One of the main climate drivers is the PDO (Pacific decadeal oscillation) which aligns with solar velocity modulation, the other metric that Nicola shows is the solar distance from the SSB which moves in 20 year approx modulations but fluctuates higher when Uranus & Neptune are in conjunction (see top graph). The two oscillations combining to achieve the largest amplitude of modulation for over a hundred years that also corresponds to the large temperature increase between 1970 and 2000. The IPCC determines this as an AGW forcing but perhaps they have been riding a wave driven by celestial forces that is now crashing down around them? The celestial patterns have been coming off a high at around 2000 and are now well and truly on the decline phase, with the PDO also into its cool phase.
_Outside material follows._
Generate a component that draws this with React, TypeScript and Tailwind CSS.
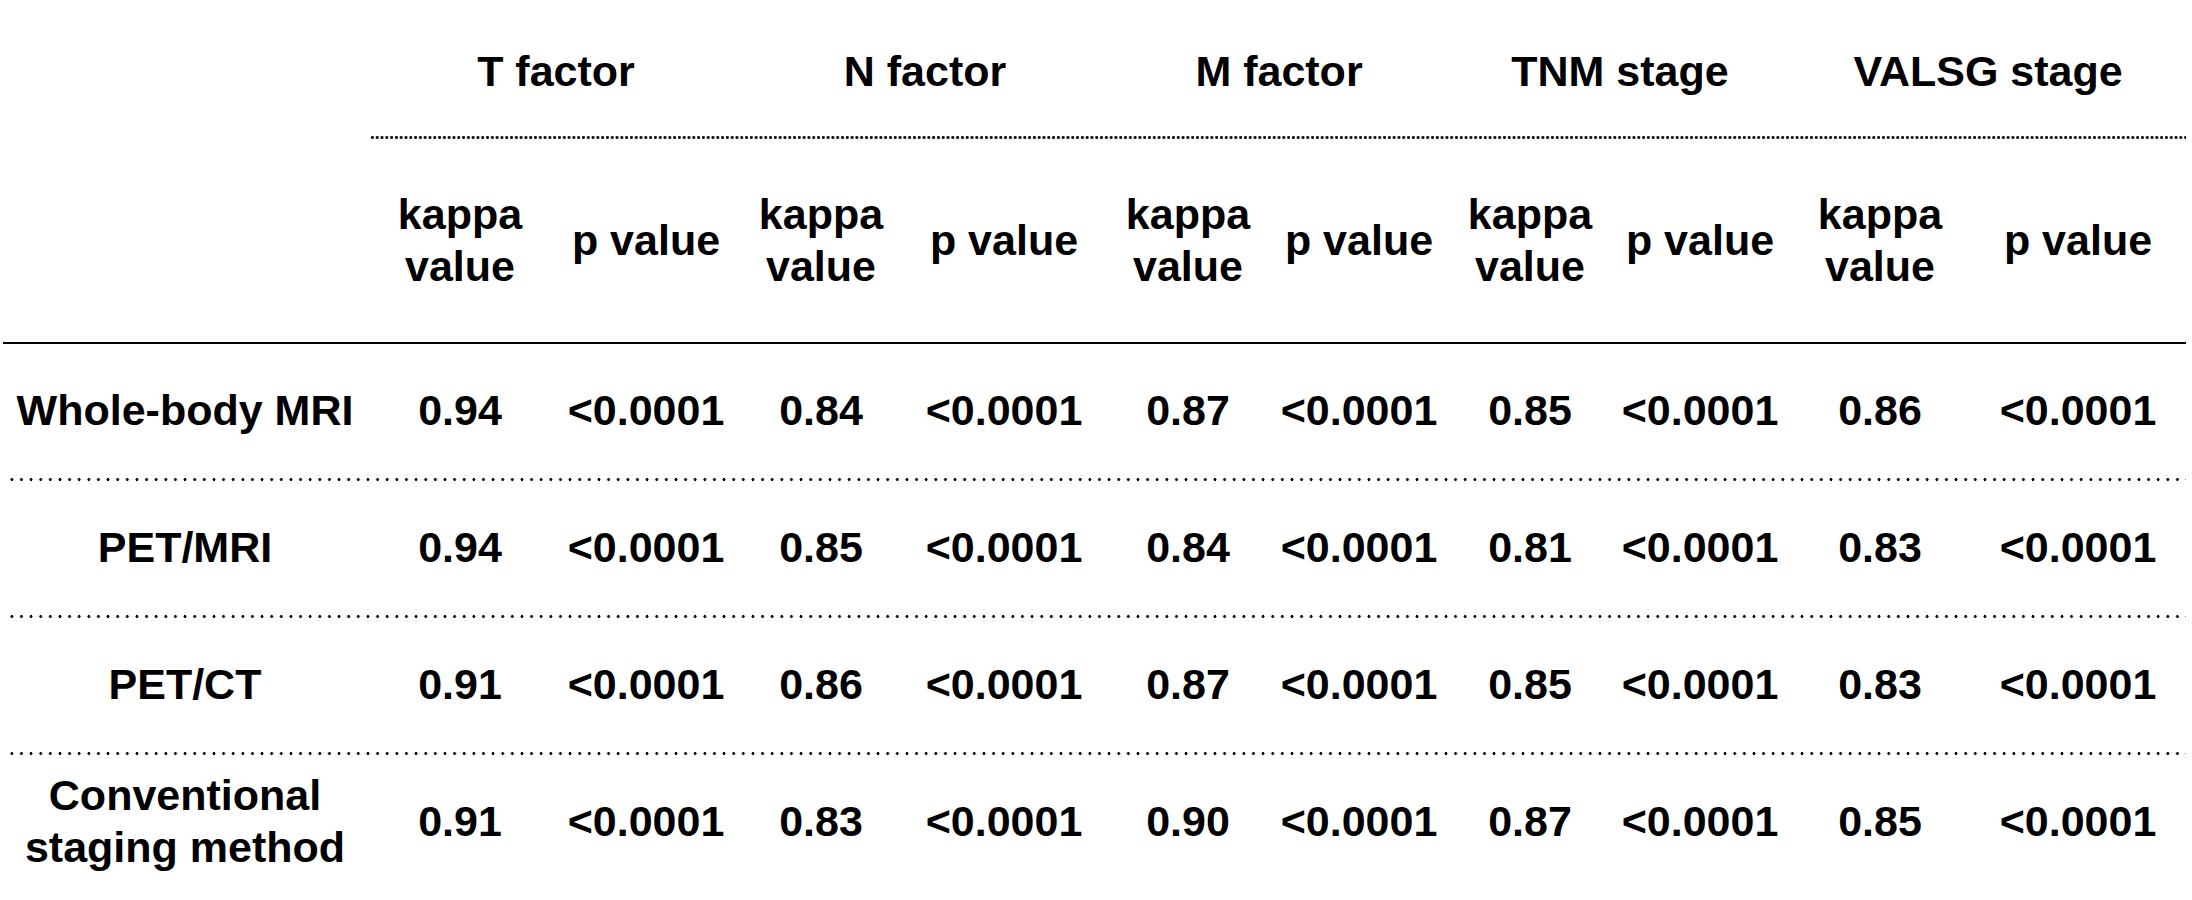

Add to this the Landscheidt minimum and the stage is set for a reasonable period of cooling along with a platform to prove/disprove our theories.
Below is some excerpts from Nicola’s paper showing some similarities in our research.
The sunspot cycle also presents a bi-modality with periods that
oscillate between 10 and 12 years, that is between the opposition-
synodic period of Jupiter and Saturn and the period of Jupiter,
respectively (Wilson, 1987). Two large temperature cycles (#5
and #6) are present within this spectral range. Ogurtsov et al.
(2002) found evidences for a 60–64 year period in 10Be,14C and
Wolf number over the past 1000 years. Ogurtsov et al. found
45-year cycles, 85-year cycles plus bi-secular cycles in the solar
records. These ﬁndings indicate that Jupiter, Saturn, Uranus and
Neptune modulate solar dynamics.
Then, a varying Sun modulates climate, which ampliﬁes the effects of
the solar input through several feedback mechanisms. This
phenomenon is mostly regulated by Jupiter and Saturn, plus
some important contribution from Neptune and Uranus, which
modulate a bi-secular cycle with their 172 year synodic period.
Fig. 5. (A) Distance and (B) speed of the Sun relative to the CMSS. Note the 20 and 60 year oscillations (smooth dash curves), which are due to the orbits of Jupiter and Saturn. In addition, a longer cycle of about 170–180 years is clearly visible in (A). This is due to the additional inﬂuence of Uranus and Neptune.